I got the driver side head off and installed the cam. I was amazed to find the cam was dead on installed straight up (dot to dot). Now for some bad news or maybe I should have expected it. I measured the pistons to find out they are .088" in the hole at TDC. Using an online compression calculator and using .039" for the stock gasket and 74cc for the stock heads ( the valves in the stock heads have a dish on the bottom making the chamber just that much bigger) I get 7.7:1 compression.

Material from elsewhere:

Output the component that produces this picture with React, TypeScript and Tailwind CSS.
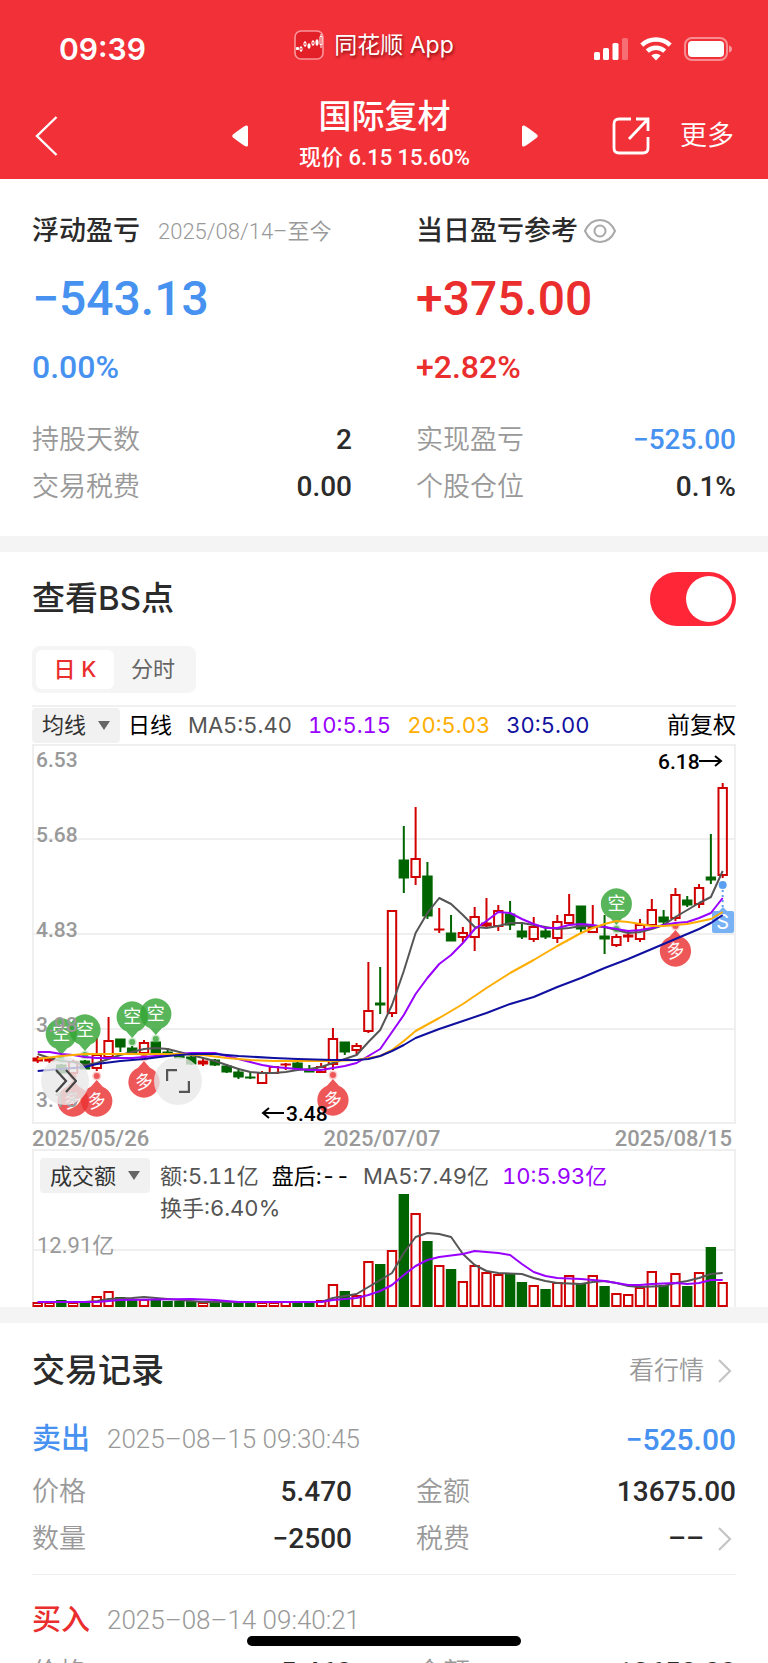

When I run the numbers using 62cc for the EQ heads and .028 for the thinner head gaskets I will run, I get 8.7:1 compression. I was hoping for closer to 9.5 compression. I am now wondering if a 224/230 .050" cam will be too big and turn this thing into a turd.
 
I got the roller cam installed and degreed. I was amazed at how accurate the Coyes timing chain is.
degreecam01.jpg


Here is the piston at TDC and you can see piston is a mile below the deck...well .088" at least.
TDCpiston01.jpg


When I calculated the compression for the stock setup I came up with 7.7:1 compression. Sad.... Oh well, here I am prepping to paint the EQ heads.
headpaint01.jpg


Here is what they look like after they are painted red. I tried to match to factory red for a 273.
headpaint02.jpg


The color matches the air cleaner sticker for a 273 Commando engine. It should like like this when I am done.
DSC05727.JPG


Back to scraping 30 year old head gasket residue off the decks....
 
If I were you since you are so deep into it. I would pull the engine and replace the pistons with some KB 107's to up your compression to 10:1 or so and do a backyard shade tree rebuild. New bearings, hone it etc. Face it the engine is old and your gunna be pulling it in the next few months anyway so may as well do it now is my thought.... I did what you are doing on another engine I had in my swinger and my bottom end took a **** on me in the first 2 weeks..... out came the engine.